** START Supplied data **
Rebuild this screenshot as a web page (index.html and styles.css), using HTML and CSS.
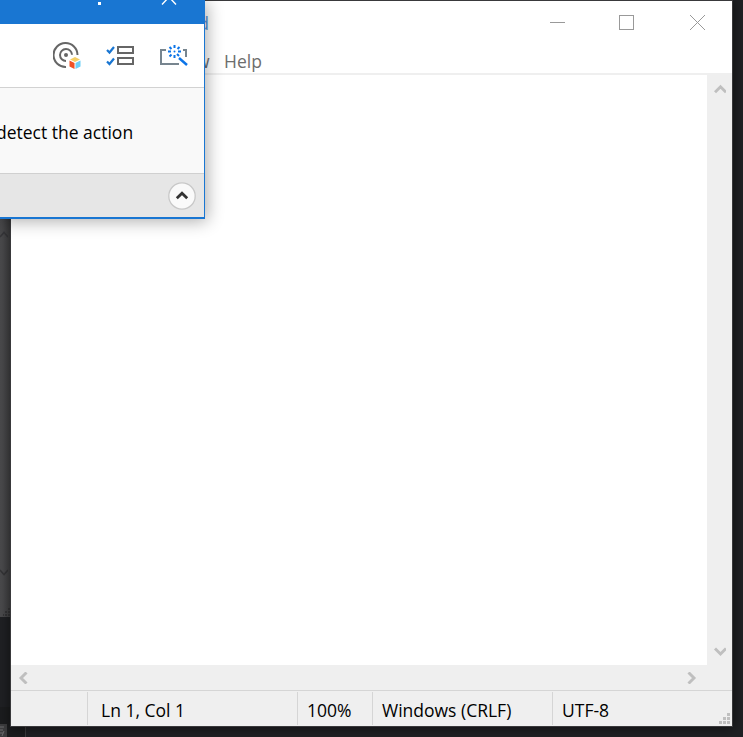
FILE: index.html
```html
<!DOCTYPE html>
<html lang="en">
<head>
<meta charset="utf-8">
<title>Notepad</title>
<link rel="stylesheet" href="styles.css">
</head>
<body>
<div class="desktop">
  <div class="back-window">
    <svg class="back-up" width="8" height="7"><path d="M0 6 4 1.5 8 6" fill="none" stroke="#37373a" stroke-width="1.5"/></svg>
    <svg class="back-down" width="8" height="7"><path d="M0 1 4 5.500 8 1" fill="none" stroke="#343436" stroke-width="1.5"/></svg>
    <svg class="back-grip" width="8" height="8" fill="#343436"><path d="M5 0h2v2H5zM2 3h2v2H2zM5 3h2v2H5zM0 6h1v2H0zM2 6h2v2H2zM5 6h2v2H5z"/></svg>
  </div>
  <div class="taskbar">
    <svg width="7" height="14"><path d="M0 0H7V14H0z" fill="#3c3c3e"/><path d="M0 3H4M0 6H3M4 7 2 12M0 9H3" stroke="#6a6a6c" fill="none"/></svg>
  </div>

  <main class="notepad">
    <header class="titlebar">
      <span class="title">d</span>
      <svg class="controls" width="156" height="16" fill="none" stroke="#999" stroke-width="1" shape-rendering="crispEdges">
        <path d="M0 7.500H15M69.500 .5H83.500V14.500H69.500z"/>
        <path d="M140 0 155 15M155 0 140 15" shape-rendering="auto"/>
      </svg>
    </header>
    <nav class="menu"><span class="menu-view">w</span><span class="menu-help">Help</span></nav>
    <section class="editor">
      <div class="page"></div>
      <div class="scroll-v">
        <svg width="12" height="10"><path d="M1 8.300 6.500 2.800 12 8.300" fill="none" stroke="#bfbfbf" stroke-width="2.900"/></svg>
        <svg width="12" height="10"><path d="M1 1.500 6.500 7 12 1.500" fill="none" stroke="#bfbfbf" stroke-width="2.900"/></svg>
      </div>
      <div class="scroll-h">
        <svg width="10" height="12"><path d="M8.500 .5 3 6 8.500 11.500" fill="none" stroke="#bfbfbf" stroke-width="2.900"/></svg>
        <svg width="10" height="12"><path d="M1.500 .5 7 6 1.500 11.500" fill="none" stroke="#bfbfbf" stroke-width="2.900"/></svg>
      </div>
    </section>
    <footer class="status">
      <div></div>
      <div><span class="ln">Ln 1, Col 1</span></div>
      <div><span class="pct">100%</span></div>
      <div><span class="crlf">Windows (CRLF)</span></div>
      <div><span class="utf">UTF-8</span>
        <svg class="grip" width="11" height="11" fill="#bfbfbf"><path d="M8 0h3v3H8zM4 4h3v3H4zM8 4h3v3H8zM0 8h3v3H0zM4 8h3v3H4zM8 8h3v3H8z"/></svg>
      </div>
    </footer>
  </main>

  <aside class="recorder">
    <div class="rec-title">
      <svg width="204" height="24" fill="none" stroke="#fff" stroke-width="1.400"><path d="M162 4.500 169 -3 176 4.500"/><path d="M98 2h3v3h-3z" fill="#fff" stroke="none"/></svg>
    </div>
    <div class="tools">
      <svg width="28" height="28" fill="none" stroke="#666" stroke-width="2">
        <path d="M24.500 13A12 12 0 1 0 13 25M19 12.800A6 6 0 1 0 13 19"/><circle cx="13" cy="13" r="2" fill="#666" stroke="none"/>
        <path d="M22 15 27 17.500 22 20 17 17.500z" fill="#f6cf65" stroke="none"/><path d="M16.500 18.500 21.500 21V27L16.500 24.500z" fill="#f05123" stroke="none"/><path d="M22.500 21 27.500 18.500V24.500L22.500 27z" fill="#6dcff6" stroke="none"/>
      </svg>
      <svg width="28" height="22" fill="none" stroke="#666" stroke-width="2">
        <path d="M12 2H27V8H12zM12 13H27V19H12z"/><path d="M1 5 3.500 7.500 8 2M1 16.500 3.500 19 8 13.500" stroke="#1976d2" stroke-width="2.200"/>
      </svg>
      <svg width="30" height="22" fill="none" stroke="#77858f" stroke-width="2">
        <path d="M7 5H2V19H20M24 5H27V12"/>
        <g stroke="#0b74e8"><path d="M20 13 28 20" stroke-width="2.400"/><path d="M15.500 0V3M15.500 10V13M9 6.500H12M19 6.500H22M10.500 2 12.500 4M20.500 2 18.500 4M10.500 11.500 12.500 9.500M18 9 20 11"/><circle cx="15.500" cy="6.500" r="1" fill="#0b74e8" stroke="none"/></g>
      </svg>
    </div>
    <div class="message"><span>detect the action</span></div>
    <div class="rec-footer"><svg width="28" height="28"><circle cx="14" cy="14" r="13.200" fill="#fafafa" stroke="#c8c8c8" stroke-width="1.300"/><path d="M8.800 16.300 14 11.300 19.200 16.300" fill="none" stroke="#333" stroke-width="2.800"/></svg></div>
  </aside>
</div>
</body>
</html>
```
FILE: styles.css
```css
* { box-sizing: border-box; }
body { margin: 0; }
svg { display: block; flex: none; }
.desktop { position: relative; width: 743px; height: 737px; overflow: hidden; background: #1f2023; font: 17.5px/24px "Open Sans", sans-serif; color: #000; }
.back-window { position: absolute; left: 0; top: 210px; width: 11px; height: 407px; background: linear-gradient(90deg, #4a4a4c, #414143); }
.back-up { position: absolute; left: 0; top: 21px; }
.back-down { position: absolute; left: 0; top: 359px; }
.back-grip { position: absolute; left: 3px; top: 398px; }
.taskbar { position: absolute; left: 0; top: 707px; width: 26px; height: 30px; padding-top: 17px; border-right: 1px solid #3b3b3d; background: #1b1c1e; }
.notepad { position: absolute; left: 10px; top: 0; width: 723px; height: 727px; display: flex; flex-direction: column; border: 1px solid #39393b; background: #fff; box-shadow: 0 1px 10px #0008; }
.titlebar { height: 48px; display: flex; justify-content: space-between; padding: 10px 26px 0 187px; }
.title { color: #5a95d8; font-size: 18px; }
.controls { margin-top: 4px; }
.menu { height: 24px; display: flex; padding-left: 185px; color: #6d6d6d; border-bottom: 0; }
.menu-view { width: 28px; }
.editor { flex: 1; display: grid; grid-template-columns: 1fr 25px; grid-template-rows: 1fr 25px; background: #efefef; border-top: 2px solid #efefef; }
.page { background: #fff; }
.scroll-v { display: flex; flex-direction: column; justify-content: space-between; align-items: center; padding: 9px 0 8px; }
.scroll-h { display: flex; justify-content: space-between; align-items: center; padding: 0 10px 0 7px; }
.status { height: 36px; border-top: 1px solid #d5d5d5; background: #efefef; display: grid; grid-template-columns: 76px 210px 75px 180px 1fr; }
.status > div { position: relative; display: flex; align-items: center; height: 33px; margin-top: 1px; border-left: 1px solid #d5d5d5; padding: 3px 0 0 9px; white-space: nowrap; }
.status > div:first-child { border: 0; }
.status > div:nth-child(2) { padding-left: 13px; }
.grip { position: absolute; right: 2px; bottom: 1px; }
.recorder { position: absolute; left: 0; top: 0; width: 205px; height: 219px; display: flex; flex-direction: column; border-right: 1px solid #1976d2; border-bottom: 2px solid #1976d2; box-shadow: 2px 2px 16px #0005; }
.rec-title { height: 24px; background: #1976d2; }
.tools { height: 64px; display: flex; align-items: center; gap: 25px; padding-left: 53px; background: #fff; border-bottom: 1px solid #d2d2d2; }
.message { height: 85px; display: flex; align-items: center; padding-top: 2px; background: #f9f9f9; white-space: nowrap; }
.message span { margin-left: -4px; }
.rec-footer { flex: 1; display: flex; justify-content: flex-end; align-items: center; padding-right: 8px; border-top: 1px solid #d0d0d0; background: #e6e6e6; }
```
** END Supplied data **
▸ Problem requirements
Repeat the listing in full and exactly. Leave any pictures out.

▸ Response to the task
Rebuild this screenshot as a web page (index.html and styles.css), using HTML and CSS.
FILE: index.html
```html
<!DOCTYPE html>
<html lang="en">
<head>
<meta charset="utf-8">
<title>Notepad</title>
<link rel="stylesheet" href="styles.css">
</head>
<body>
<div class="desktop">
  <div class="back-window">
    <svg class="back-up" width="8" height="7"><path d="M0 6 4 1.5 8 6" fill="none" stroke="#37373a" stroke-width="1.5"/></svg>
    <svg class="back-down" width="8" height="7"><path d="M0 1 4 5.500 8 1" fill="none" stroke="#343436" stroke-width="1.5"/></svg>
    <svg class="back-grip" width="8" height="8" fill="#343436"><path d="M5 0h2v2H5zM2 3h2v2H2zM5 3h2v2H5zM0 6h1v2H0zM2 6h2v2H2zM5 6h2v2H5z"/></svg>
  </div>
  <div class="taskbar">
    <svg width="7" height="14"><path d="M0 0H7V14H0z" fill="#3c3c3e"/><path d="M0 3H4M0 6H3M4 7 2 12M0 9H3" stroke="#6a6a6c" fill="none"/></svg>
  </div>

  <main class="notepad">
    <header class="titlebar">
      <span class="title">d</span>
      <svg class="controls" width="156" height="16" fill="none" stroke="#999" stroke-width="1" shape-rendering="crispEdges">
        <path d="M0 7.500H15M69.500 .5H83.500V14.500H69.500z"/>
        <path d="M140 0 155 15M155 0 140 15" shape-rendering="auto"/>
      </svg>
    </header>
    <nav class="menu"><span class="menu-view">w</span><span class="menu-help">Help</span></nav>
    <section class="editor">
      <div class="page"></div>
      <div class="scroll-v">
        <svg width="12" height="10"><path d="M1 8.300 6.500 2.800 12 8.300" fill="none" stroke="#bfbfbf" stroke-width="2.900"/></svg>
        <svg width="12" height="10"><path d="M1 1.500 6.500 7 12 1.500" fill="none" stroke="#bfbfbf" stroke-width="2.900"/></svg>
      </div>
      <div class="scroll-h">
        <svg width="10" height="12"><path d="M8.500 .5 3 6 8.500 11.500" fill="none" stroke="#bfbfbf" stroke-width="2.900"/></svg>
        <svg width="10" height="12"><path d="M1.500 .5 7 6 1.500 11.500" fill="none" stroke="#bfbfbf" stroke-width="2.900"/></svg>
      </div>
    </section>
    <footer class="status">
      <div></div>
      <div><span class="ln">Ln 1, Col 1</span></div>
      <div><span class="pct">100%</span></div>
      <div><span class="crlf">Windows (CRLF)</span></div>
      <div><span class="utf">UTF-8</span>
        <svg class="grip" width="11" height="11" fill="#bfbfbf"><path d="M8 0h3v3H8zM4 4h3v3H4zM8 4h3v3H8zM0 8h3v3H0zM4 8h3v3H4zM8 8h3v3H8z"/></svg>
      </div>
    </footer>
  </main>

  <aside class="recorder">
    <div class="rec-title">
      <svg width="204" height="24" fill="none" stroke="#fff" stroke-width="1.400"><path d="M162 4.500 169 -3 176 4.500"/><path d="M98 2h3v3h-3z" fill="#fff" stroke="none"/></svg>
    </div>
    <div class="tools">
      <svg width="28" height="28" fill="none" stroke="#666" stroke-width="2">
        <path d="M24.500 13A12 12 0 1 0 13 25M19 12.800A6 6 0 1 0 13 19"/><circle cx="13" cy="13" r="2" fill="#666" stroke="none"/>
        <path d="M22 15 27 17.500 22 20 17 17.500z" fill="#f6cf65" stroke="none"/><path d="M16.500 18.500 21.500 21V27L16.500 24.500z" fill="#f05123" stroke="none"/><path d="M22.500 21 27.500 18.500V24.500L22.500 27z" fill="#6dcff6" stroke="none"/>
      </svg>
      <svg width="28" height="22" fill="none" stroke="#666" stroke-width="2">
        <path d="M12 2H27V8H12zM12 13H27V19H12z"/><path d="M1 5 3.500 7.500 8 2M1 16.500 3.500 19 8 13.500" stroke="#1976d2" stroke-width="2.200"/>
      </svg>
      <svg width="30" height="22" fill="none" stroke="#77858f" stroke-width="2">
        <path d="M7 5H2V19H20M24 5H27V12"/>
        <g stroke="#0b74e8"><path d="M20 13 28 20" stroke-width="2.400"/><path d="M15.500 0V3M15.500 10V13M9 6.500H12M19 6.500H22M10.500 2 12.500 4M20.500 2 18.500 4M10.500 11.500 12.500 9.500M18 9 20 11"/><circle cx="15.500" cy="6.500" r="1" fill="#0b74e8" stroke="none"/></g>
      </svg>
    </div>
    <div class="message"><span>detect the action</span></div>
    <div class="rec-footer"><svg width="28" height="28"><circle cx="14" cy="14" r="13.200" fill="#fafafa" stroke="#c8c8c8" stroke-width="1.300"/><path d="M8.800 16.300 14 11.300 19.200 16.300" fill="none" stroke="#333" stroke-width="2.800"/></svg></div>
  </aside>
</div>
</body>
</html>
```
FILE: styles.css
```css
* { box-sizing: border-box; }
body { margin: 0; }
svg { display: block; flex: none; }
.desktop { position: relative; width: 743px; height: 737px; overflow: hidden; background: #1f2023; font: 17.5px/24px "Open Sans", sans-serif; color: #000; }
.back-window { position: absolute; left: 0; top: 210px; width: 11px; height: 407px; background: linear-gradient(90deg, #4a4a4c, #414143); }
.back-up { position: absolute; left: 0; top: 21px; }
.back-down { position: absolute; left: 0; top: 359px; }
.back-grip { position: absolute; left: 3px; top: 398px; }
.taskbar { position: absolute; left: 0; top: 707px; width: 26px; height: 30px; padding-top: 17px; border-right: 1px solid #3b3b3d; background: #1b1c1e; }
.notepad { position: absolute; left: 10px; top: 0; width: 723px; height: 727px; display: flex; flex-direction: column; border: 1px solid #39393b; background: #fff; box-shadow: 0 1px 10px #0008; }
.titlebar { height: 48px; display: flex; justify-content: space-between; padding: 10px 26px 0 187px; }
.title { color: #5a95d8; font-size: 18px; }
.controls { margin-top: 4px; }
.menu { height: 24px; display: flex; padding-left: 185px; color: #6d6d6d; border-bottom: 0; }
.menu-view { width: 28px; }
.editor { flex: 1; display: grid; grid-template-columns: 1fr 25px; grid-template-rows: 1fr 25px; background: #efefef; border-top: 2px solid #efefef; }
.page { background: #fff; }
.scroll-v { display: flex; flex-direction: column; justify-content: space-between; align-items: center; padding: 9px 0 8px; }
.scroll-h { display: flex; justify-content: space-between; align-items: center; padding: 0 10px 0 7px; }
.status { height: 36px; border-top: 1px solid #d5d5d5; background: #efefef; display: grid; grid-template-columns: 76px 210px 75px 180px 1fr; }
.status > div { position: relative; display: flex; align-items: center; height: 33px; margin-top: 1px; border-left: 1px solid #d5d5d5; padding: 3px 0 0 9px; white-space: nowrap; }
.status > div:first-child { border: 0; }
.status > div:nth-child(2) { padding-left: 13px; }
.grip { position: absolute; right: 2px; bottom: 1px; }
.recorder { position: absolute; left: 0; top: 0; width: 205px; height: 219px; display: flex; flex-direction: column; border-right: 1px solid #1976d2; border-bottom: 2px solid #1976d2; box-shadow: 2px 2px 16px #0005; }
.rec-title { height: 24px; background: #1976d2; }
.tools { height: 64px; display: flex; align-items: center; gap: 25px; padding-left: 53px; background: #fff; border-bottom: 1px solid #d2d2d2; }
.message { height: 85px; display: flex; align-items: center; padding-top: 2px; background: #f9f9f9; white-space: nowrap; }
.message span { margin-left: -4px; }
.rec-footer { flex: 1; display: flex; justify-content: flex-end; align-items: center; padding-right: 8px; border-top: 1px solid #d0d0d0; background: #e6e6e6; }
```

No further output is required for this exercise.